Folha de S. Paulo
Livro retrata conversa entre o filósofo
Michael Sandel e o economista Thomas Piketty
Autores defendem pacote básico da esquerda,
mas propõem algumas ideias novas, como sorteio de senadores
E se, no espírito da velha democracia ateniense, começássemos a preencher cargos na administração pública por sorteio? A ideia é do filósofo Michael Sandel (Harvard). Para combater alguns dos efeitos perversos da desigualdade, ele sugere que países que tenham Parlamento bicameral, caso dos EUA e do Brasil, passem a definir os membros do Senado não por eleição, mas por sorteio.

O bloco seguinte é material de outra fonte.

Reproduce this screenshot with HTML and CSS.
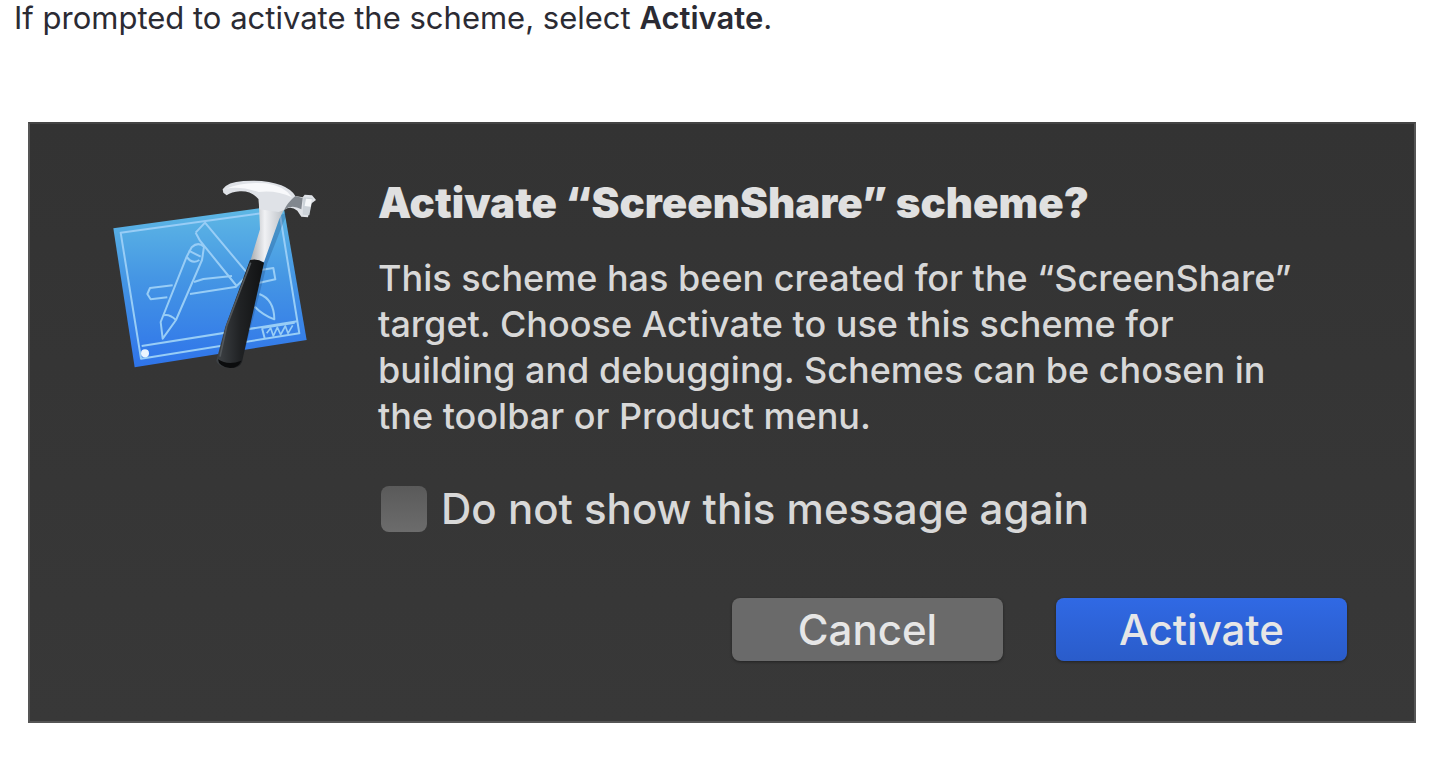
FILE: index.html
```html
<!DOCTYPE html>
<html lang="en">
<head>
    <meta charset="UTF-8">
    <meta name="viewport" content="width=device-width, initial-scale=1.0">
    <title>Activate scheme</title>
    <link rel="stylesheet" href="styles.css">
</head>
<body>

    <p class="step">If prompted to activate the scheme, select <strong>Activate</strong>.</p>

    <form class="dialog" role="dialog" aria-labelledby="dialogTitle">
        <svg class="icon" viewBox="60 60 630 570" aria-hidden="true">
            <defs>
                <linearGradient id="sheet" x1="0" y1="0" x2="0" y2="1">
                    <stop offset="0" stop-color="#5fb9e4"/>
                    <stop offset="0.45" stop-color="#4596e4"/>
                    <stop offset="1" stop-color="#2f74ea"/>
                </linearGradient>
                <linearGradient id="steel" x1="0" y1="0" x2="1" y2="0">
                    <stop offset="0" stop-color="#a9adb1"/>
                    <stop offset="0.4" stop-color="#f0f1f4"/>
                    <stop offset="1" stop-color="#b5bbc1"/>
                </linearGradient>
                <linearGradient id="grip" x1="0" y1="0" x2="1" y2="0">
                    <stop offset="0" stop-color="#3f4347"/>
                    <stop offset="0.5" stop-color="#202224"/>
                    <stop offset="1" stop-color="#101112"/>
                </linearGradient>
            </defs>

            <!-- blueprint -->
            <path d="M70 205 L580 135 L650 540 L134 622 Z" fill="url(#sheet)"/>
            <g fill="none" stroke="#98cdf6" stroke-width="6" stroke-linejoin="round">
                <path d="M92 218 L568 152 L628 520 L153 596 Z"/>
                <path d="M155 558 L622 484"/>
                <path d="M516 504 L524 535 M516 504 L614 488"/>
                <path d="M530 520 l12 -16 8 24 12 -26 10 22 14 -26 8 22 14 -24" stroke-width="5"/>
                <path d="M317 218 L345 188 L468 335 M317 218 L330 242 L440 378 L468 350"/>
                <path d="M305 262 Q324 244 342 260 L336 300 L258 480 L218 536 L212 486 L290 290 Z"/>
                <path d="M290 290 Q306 314 328 300 M222 466 Q238 462 258 480 M296 272 L332 290"/>
                <path d="M248 376 L180 384 L172 402 L182 418 L232 412"/>
                <path d="M312 366 L340 357 L426 348 M300 402 L440 380"/>
                <path d="M512 330 L550 324 L556 358 L502 370"/>
                <path d="M508 402 Q552 418 553 478 Q520 466 494 440"/>
            </g>
            <circle cx="165" cy="580" r="12" fill="#eaf5ff"/>

            <!-- hammer -->
            <path d="M570 165 L592 158 L532 310 L462 580 L440 584 L490 330 Z" fill="#123a70" opacity="0.25"/>
            <path d="M506 118 L588 138 L568 176 L522 306 L482 300 L510 208 Z" fill="url(#steel)"/>
            <path d="M398 88 Q412 66 460 63 Q530 58 574 76 Q604 88 616 108 L638 112 L644 104 L666 106 L678 120 L662 132 L654 172 L634 170 L622 152 Q602 136 582 150 L566 156 L508 148 L506 118 Q484 92 450 94 Q424 96 410 106 L400 98 Z" fill="#dfe2e7"/>
            <path d="M408 86 Q460 64 528 70 Q584 78 606 112 Q560 90 506 96 Q450 78 408 86 Z" fill="#f8f9fb"/>
            <path d="M616 108 L638 114 L634 148 Q606 132 582 150 Q594 126 616 108 Z" fill="#81878e"/>
            <path d="M640 112 L668 114 L658 166 L638 164 Z" fill="#ccd2d8"/>
            <path d="M648 116 L666 118 L662 140 L644 138 Z" fill="#f5f7f9"/>
            <path d="M480 300 Q502 294 522 308 L456 606 Q448 626 420 624 Q382 620 379 602 L406 500 Z" fill="url(#grip)"/>
            <path d="M482 308 L410 498 L390 590" fill="none" stroke="#52575b" stroke-width="5"/>
            <path d="M384 598 Q414 618 454 602 Q446 624 420 624 Q386 620 384 598 Z" fill="#0b0c0d"/>
        </svg>

        <div class="content">
            <h1 class="title" id="dialogTitle">Activate “ScreenShare” scheme?</h1>
            <p class="message">This scheme has been created for the “ScreenShare” target. Choose Activate to use this scheme for building and debugging. Schemes can be chosen in the toolbar or Product menu.</p>
            <div class="option">
                <input type="checkbox" id="hideMessage">
                <label for="hideMessage">Do not show this message again</label>
            </div>
            <div class="buttons">
                <button type="button" class="cancel-btn">Cancel</button>
                <button type="button" class="activate-btn">Activate</button>
            </div>
        </div>
    </form>

</body>
</html>
```
FILE: styles.css
```css
* {
    box-sizing: border-box;
    margin: 0;
    padding: 0;
    font-family: 'Inter', sans-serif;
}

body {
    background: white;
}

.step {
    padding: 0 14px;
    font-size: 31px;
    line-height: 36px;
    color: #2b2b33;
}

.step strong {
    font-weight: 600;
}

/* Dialog */
.dialog {
    display: flex;
    align-items: flex-start;
    gap: 58px;
    margin: 86px 24px 38px 28px;
    padding: 56px 67px 60px 80px;
    background: linear-gradient(#333333, #383838);
    border: 2px solid #555555;
    border-top-color: #444444;
}

.icon {
    flex: none;
    width: 210px;
    height: 190px;
}

.content {
    flex: 1;
    color: #d8d8d8;
}

.title {
    font-size: 42px;
    line-height: 46px;
    font-weight: 900;
    color: #e0e0e0;
}

.message {
    max-width: 930px;
    margin-top: 29px;
    font-size: 36px;
    line-height: 46px;
    font-weight: 500;
}

/* Checkbox */
.option {
    display: flex;
    align-items: center;
    gap: 14px;
    margin: 46px 0 0 3px;
    font-size: 42px;
    line-height: 48px;
    font-weight: 500;
}

.option input {
    appearance: none;
    width: 46px;
    height: 46px;
    border-radius: 8px;
    background: linear-gradient(#5a5a5a, #6c6c6c);
}

/* Buttons */
.buttons {
    display: flex;
    justify-content: flex-end;
    gap: 53px;
    margin-top: 65px;
}

.buttons button {
    height: 63px;
    border: none;
    border-radius: 8px;
    font-size: 42px;
    font-weight: 500;
    color: #e6e6e6;
    box-shadow: 0 1px 3px rgba(0, 0, 0, 0.4);
}

.buttons .cancel-btn {
    width: 271px;
    background: #6a6a6a;
}

.buttons .activate-btn {
    width: 291px;
    background: linear-gradient(#3069e4, #2a5cca);
}
```
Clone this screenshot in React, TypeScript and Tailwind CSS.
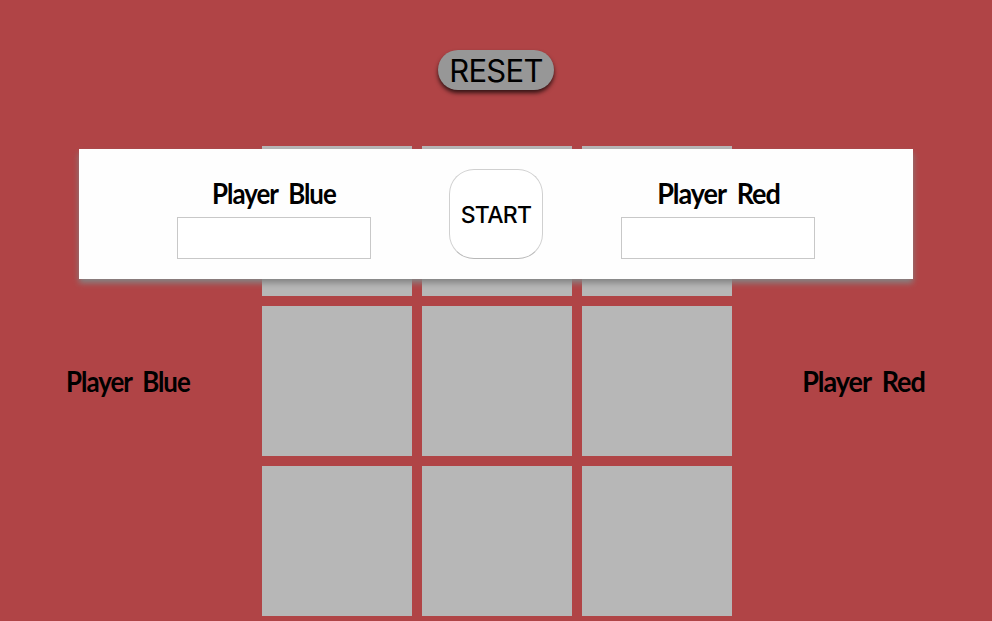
const cells = Array.from({ length: 9 }, (_, i) => i);

function PlayerName({ name, fit }: { name: string; fit: string }) {
  return (
    <span
      className={`block origin-center whitespace-nowrap font-['Lato',sans-serif] text-[28px] leading-8 font-bold tracking-[-1.1px] text-black [word-spacing:6px] ${fit}`}
    >
      {name}
    </span>
  );
}

function PlayerField({ name, fit }: { name: string; fit: string }) {
  return (
    <label className="mt-7 flex w-[194px] flex-col items-center">
      <PlayerName name={name} fit={fit} />
      <input
        type="text"
        aria-label={name}
        className="mt-2 h-[42px] w-[194px] border border-[#c8c8c8] bg-white px-2 outline-none"
      />
    </label>
  );
}

export default function App() {
  return (
    <main className="relative h-[621px] w-full overflow-hidden bg-[#b04446] font-['Inter',sans-serif] text-black">
      <header className="flex justify-center pt-[50px]">
        <button className="flex h-10 w-[116px] items-center justify-center rounded-[20px] bg-[#979797] pt-[2px] text-[31px] leading-10 tracking-[-0.7px] shadow-[0_3px_4px_rgba(0,0,0,0.7)]">
          RESET
        </button>
      </header>

      <section className="mt-14 flex">
        <aside className="flex h-[470px] w-[262px] items-center justify-center pr-[7px]">
          <PlayerName name="Player Blue" fit="scale-x-[0.925]" />
        </aside>
        <div className="grid w-[470px] shrink-0 grid-cols-3 gap-[10px]">
          {cells.map((cell) => (
            <div key={cell} className="h-[150px] bg-[#b7b7b7]" />
          ))}
        </div>
        <aside className="flex h-[470px] w-[260px] items-center justify-center pl-[3px]">
          <PlayerName name="Player Red" fit="scale-x-[0.965]" />
        </aside>
      </section>

      <div className="absolute top-[149px] left-[79px] flex h-[130px] w-[834px] items-start justify-center gap-[78px] bg-[#fefefe] shadow-[0_4px_6px_#848484]">
        <PlayerField name="Player Blue" fit="scale-x-[0.925]" />
        <button className="mt-5 flex h-[90px] w-[94px] items-center justify-center rounded-[25px] border border-[#d0d0d0] border-b-[#b8b8b8] bg-white pt-[2px] text-[23px] font-medium tracking-[-0.7px]">
          START
        </button>
        <PlayerField name="Player Red" fit="scale-x-[0.965]" />
      </div>
    </main>
  );
}
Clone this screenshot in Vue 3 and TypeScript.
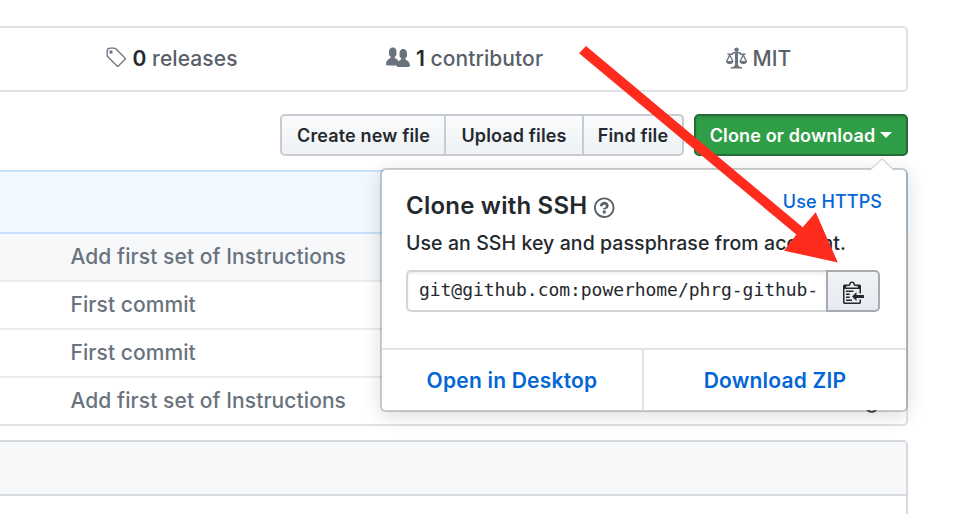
<script setup lang="ts">
interface Stat { icon: string; box: number; count?: string; label: string }

const icons = {
  tag: 'M7.685 1.72a2.49 2.49 0 0 0-1.76-.726H3.48A2.5 2.5 0 0 0 .994 3.48v2.456c0 .656.269 1.292.726 1.76l6.024 6.024a.99.99 0 0 0 1.402 0l4.563-4.563a.99.99 0 0 0 0-1.402L7.685 1.72zM2.366 7.048a1.54 1.54 0 0 1-.467-1.123V3.48c0-.874.716-1.58 1.58-1.58h2.456c.418 0 .825.159 1.123.467l6.104 6.094-4.702 4.702-6.094-6.114zm.626-4.066h1.989v1.989H2.982V2.982h.01z',
  people: 'M16 12.999c0 .439-.45 1-1 1H7.995c-.539 0-.994-.447-.995-.999H1c-.54 0-1-.561-1-1 0-2.634 3-4 3-4s.229-.409 0-1c-.841-.621-1.058-.59-1-3 .058-2.419 1.367-3 2.5-3s2.442.58 2.5 3c.058 2.41-.159 2.379-1 3-.229.59 0 1 0 1s1.549.711 2.42 2.088C9.196 9.369 10 8.999 10 8.999s.229-.409 0-1c-.841-.62-1.058-.59-1-3 .058-2.419 1.367-3 2.5-3s2.437.581 2.495 3c.059 2.41-.158 2.38-1 3-.229.59 0 1 0 1s3.005 1.366 3.005 4z',
  law: 'M7 4c-.83 0-1.5-.67-1.5-1.5S6.17 1 7 1s1.5.67 1.5 1.5S7.83 4 7 4zm7 6c0 1.11-.89 2-2 2h-1c-1.11 0-2-.89-2-2l2-4h-1c-.55 0-1-.45-1-1H8v8c.42 0 1 .45 1 1h1c.42 0 1 .45 1 1H3c0-.55.58-1 1-1h1c0-.55.58-1 1-1h.03L6 5H5c0 .55-.45 1-1 1H3l2 4c0 1.11-.89 2-2 2H2c-1.11 0-2-.89-2-2l2-4H1V5h3c0-.55.45-1 1-1h4c.55 0 1 .45 1 1h3v1h-1l2 4zM2.5 7L1 10h3L2.5 7zM13 10l-1.5-3-1.5 3h3z',
  question: 'M6 10h2v2H6v-2zm4-3.5C10 8.64 8 9 8 9H6c0-.55.45-1 1-1h.5c.28 0 .5-.22.5-.5v-1c0-.28-.22-.5-.5-.5h-1c-.28 0-.5.22-.5.5V7H4c0-1.5 1.5-3 3-3s3 1 3 2.5zM7 2.3c3.14 0 5.7 2.56 5.7 5.7s-2.56 5.7-5.7 5.7A5.71 5.71 0 0 1 1.3 8c0-3.14 2.56-5.7 5.7-5.7zM7 1C3.14 1 0 4.14 0 8s3.14 7 7 7 7-3.14 7-7-3.14-7-7-7z',
  clippy: 'M2 13h4v1H2v-1zm5-6H2v1h5V7zm2 3V8l-3 3 3 3v-2h5v-2H9zM4.5 9H2v1h2.5V9zM2 12h2.5v-1H2v1zm9 1h1v2c-.02.28-.11.52-.3.7-.19.18-.42.28-.7.3H1c-.55 0-1-.45-1-1V4c0-.55.45-1 1-1h3c0-1.11.89-2 2-2 1.11 0 2 .89 2 2h3c.55 0 1 .45 1 1v5h-1V6H1v9h10v-2zM2 5h8c0-.55-.45-1-1-1H8c-.55 0-1-.45-1-1s-.45-1-1-1-1 .45-1 1-.45 1-1 1H3c-.55 0-1 .45-1 1z',
}

const stats: Stat[] = [
  { icon: icons.tag, box: 14, count: '0', label: 'releases' },
  { icon: icons.people, box: 16, count: '1', label: 'contributor' },
  { icon: icons.law, box: 14, label: 'MIT' },
]

const commits: string[] = [
  'Add first set of Instructions',
  'First commit',
  'First commit',
  'Add first set of Instructions',
]
</script>

<template>
  <main class="page">
    <ul class="stats">
      <li v-for="s in stats" :key="s.label" class="stat">
        <svg class="octicon" :width="s.box * 1.5" height="24" :viewBox="`0 0 ${s.box} 16`"><path fill-rule="evenodd" :d="s.icon" /></svg>
        <span><b v-if="s.count">{{ s.count }}</b>{{ s.count ? ' ' : '' }}{{ s.label }}</span>
      </li>
    </ul>

    <div class="actions">
      <div class="group">
        <button class="btn create">Create new file</button>
        <button class="btn upload">Upload files</button>
        <button class="btn find">Find file</button>
      </div>
      <div class="clone">
        <button class="btn primary">Clone or download<i class="caret"></i></button>

        <section class="popover">
          <svg class="pointer" width="26" height="13" viewBox="0 0 26 13">
            <path class="pointer-edge" d="M0 12.5 13 0l13 12.5z" />
            <path class="pointer-fill" d="M1 13 13 1.6 24.6 13z" />
          </svg>
          <div class="body">
            <header class="head">
              <h4>Clone with SSH</h4>
              <svg class="octicon help" width="20.5" height="23.4" viewBox="0 0 14 16"><path fill-rule="evenodd" :d="icons.question" /></svg>
              <a class="https">Use HTTPS</a>
            </header>
            <p class="hint">Use an SSH key and passphrase from account.</p>
            <div class="field">
              <div class="url"><span>git@github.com:powerhome/phrg-github-</span></div>
              <button class="copy">
                <svg width="21" height="24" viewBox="0 0 14 16"><path fill-rule="evenodd" :d="icons.clippy" /></svg>
              </button>
            </div>
          </div>
          <footer class="foot">
            <a>Open in Desktop</a>
            <a>Download ZIP</a>
          </footer>
        </section>
      </div>
    </div>

    <div class="files">
      <div class="tease"></div>
      <div v-for="(c, i) in commits" :key="i" class="row">
        <span>{{ c }}</span>
        <span v-if="i === commits.length - 1" class="age">ago</span>
      </div>
    </div>

    <div class="readme"><div class="readme-head"></div></div>

    <svg class="arrow" width="954" height="514" viewBox="0 0 954 514">
      <polygon points="586,46 802.7,227.3 815.7,212.3 837.8,262.4 784,250.7 796.4,234.6 579,53.3" />
    </svg>
  </main>
</template>

<style>
body { background: #fff; overflow: hidden; }
</style>

<style scoped>
* { box-sizing: border-box; }
.page {
  position: relative;
  width: 954px;
  height: 514px;
  padding: 26px 46px 0 0;
  overflow: hidden;
  font-family: Inter, Roboto, "Liberation Sans", sans-serif;
  font-weight: 450;
  letter-spacing: 0.005em;
  color: #24292e;
}
.octicon { flex: none; fill: #6a737d; }

.stats {
  display: flex;
  height: 66px;
  margin: 0;
  padding: 0 1px 1px 25px;
  list-style: none;
  border: 2px solid #dfe2e5;
  border-left: 0;
  border-radius: 0 5px 5px 0;
}
.stat {
  flex: 1;
  display: flex;
  align-items: center;
  justify-content: center;
  gap: 6px;
  font-size: 21px;
  line-height: 30px;
  letter-spacing: 0.004em;
  color: #586069;
}
.stat .octicon { margin-top: -1px; }
.stat:last-child { padding-left: 1px; }
.stat b { font-weight: 600; color: #24292e; }

.actions {
  display: flex;
  justify-content: flex-end;
  gap: 10px;
  height: 42px;
  margin-top: 22px;
}
.group { display: flex; }
.btn {
  height: 42px;
  padding: 2px 0 0;
  border: 2px solid #c8cbcf;
  font: 600 18px/30px Inter, Roboto, sans-serif;
  letter-spacing: 0.008em;
  color: #24292e;
  background: linear-gradient(180deg, #fafbfc, #eff3f6 90%);
}
.create { width: 166px; padding-left: 1px; border-radius: 5px 0 0 5px; }
.upload { width: 138px; border-left: 0; }
.find { width: 100px; border-left: 0; border-radius: 0 5px 5px 0; }
.primary {
  display: flex;
  align-items: center;
  justify-content: center;
  width: 214px;
  gap: 5px;
  color: #fff;
  border-color: #266c37;
  border-radius: 5px;
  background: #309e47;
  box-shadow: inset 0 2px 3px rgba(27, 31, 35, 0.12);
}
.caret {
  margin-top: -2px;
  border: 6px solid transparent;
  border-top-color: #fff;
  border-bottom: 0;
}

.clone { position: relative; }
.popover {
  position: absolute;
  z-index: 2;
  top: 54px;
  right: 0;
  width: 528px;
  height: 244px;
  border: 2px solid rgba(27, 31, 35, 0.22);
  border-radius: 6px;
  background: #fff;
  background-clip: padding-box;
  box-shadow: 0 4px 18px rgba(27, 31, 35, 0.15);
}
.pointer { position: absolute; top: -12px; right: 11px; }
.pointer-edge { fill: #cfd1d3; }
.pointer-fill { fill: #fff; }
.body { height: 178px; padding: 21px 26px 0 24px; }
.head { display: flex; height: 30px; align-items: center; }
.head h4 { margin: 0; font-weight: 600; font-size: 24px; line-height: 30px; letter-spacing: 0.009em; }
.help { margin: 4px 0 0 7px; fill: #586069; }
.https {
  margin: -9px -2px 0 auto;
  font-size: 18px;
  line-height: 27px;
  color: #0366d6;
}
.hint {
  margin: 7px 0 12px;
  font-size: 19.5px;
  line-height: 30px;
  white-space: nowrap;
}
.field { display: flex; height: 42px; }
.url {
  flex: 1;
  min-width: 0;
  padding: 0 7px 2px 11px;
  border: 2px solid #d1d5da;
  border-right: 0;
  border-radius: 5px 0 0 5px;
  box-shadow: inset 0 2px 3px rgba(27, 31, 35, 0.07);
}
.url span {
  display: block;
  font: 18px/36px "DejaVu Sans Mono", monospace;
  letter-spacing: -0.05px;
  white-space: nowrap;
}
.copy {
  flex: none;
  display: flex;
  align-items: center;
  justify-content: center;
  width: 54px;
  padding: 2px 0 0;
  border: 2px solid #a6abb0;
  border-radius: 0 5px 5px 0;
  background: linear-gradient(180deg, #f0f3f6, #e6ebf1 90%);
}
.copy svg { fill: #24292e; }
.foot {
  display: flex;
  height: 62px;
  border-top: 2px solid #e1e4e8;
}
.foot a {
  width: 260px;
  font-weight: 600;
  font-size: 21px;
  line-height: 61px;
  letter-spacing: 0.01em;
  text-align: center;
  color: #0366d6;
}
.foot a + a { width: 264px; border-left: 2px solid #e1e4e8; }

.files {
  height: 256px;
  margin-top: 14px;
  border-right: 2px solid #dfe2e5;
  border-bottom: 2px solid #dfe2e5;
  border-radius: 0 5px 5px 0;
}
.tease {
  height: 64px;
  margin-right: -2px;
  border: 2px solid #c8e1ff;
  border-left: 0;
  border-radius: 0 5px 0 0;
  background: #f1f8ff;
}
.row {
  display: flex;
  justify-content: space-between;
  height: 48px;
  padding: 0 15px 0 70.5px;
  font-size: 21px;
  line-height: 45px;
  color: #6a737d;
  border-bottom: 2px solid #eaecef;
}
.age { color: #444d56; }
.row:nth-child(2) { background: #f6f8fa; }
.row:last-child { height: 46px; border-bottom: 0; }

.readme {
  height: 90px;
  margin-top: 14px;
  border: 2px solid #d5d8dc;
  border-left: 0;
  border-radius: 0 5px 0 0;
}
.readme-head {
  height: 54px;
  border-bottom: 2px solid #d8dbde;
  background: #f6f8fa;
}
.arrow { position: absolute; z-index: 3; top: 0; left: 0; fill: #ff2b1d; pointer-events: none; }
</style>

A proposta está em "Equality",
livro que resultou de um encontro entre Sandel e o economista francês Thomas Piketty na Escola de Economia de Paris em 2024. O
debate entre os dois tem algo de conversa de comadre, já que eles concordam em
quase tudo.
Defendem o pacote básico de esquerda, que
inclui impostos progressivos, investimentos em saúde e educação
públicas, poder para sindicatos e quem sabe até algum controle de
capitais. Mas também há espaço para ideias que fogem ao convencional, como a
proposta dos sorteios.
A questão do Parlamento é, na verdade, uma
derivada. Sandel defende já há tempos que o sorteio seja usado como um dos
critérios de admissão de alunos em universidades de elite, como Harvard. A
extensão dessa ideia para o Legislativo é
que pelo menos para mim soa como novidade.
Em ambos os casos, a ideia é combater a falsa
noção de que vivemos numa sociedade meritocrática, em que as pessoas recebem
compensações justas por suas virtudes ou defeitos. Ainda que a ideia nos
repugne, dos genes às oportunidades, é o acaso que está no comando.
Penso, porém, que o mecanismo sugerido por
Sandel funcionaria melhor nas universidades do que no Parlamento. É que, no
caso das escolas, não é difícil fazer, antes do sorteio, uma pré-seleção que
assegure a qualidade acadêmica de todos os candidatos. No Legislativo, é mais
complicado.
Eu pelo menos jamais votaria em mim, pois
estou certo de que não tenho o que é necessário para ser um bom congressista,
mesmo que não saiba nem enumerar essas virtudes. Quando escolho meu deputado ou
senador é justamente por ele ser diferente de mim.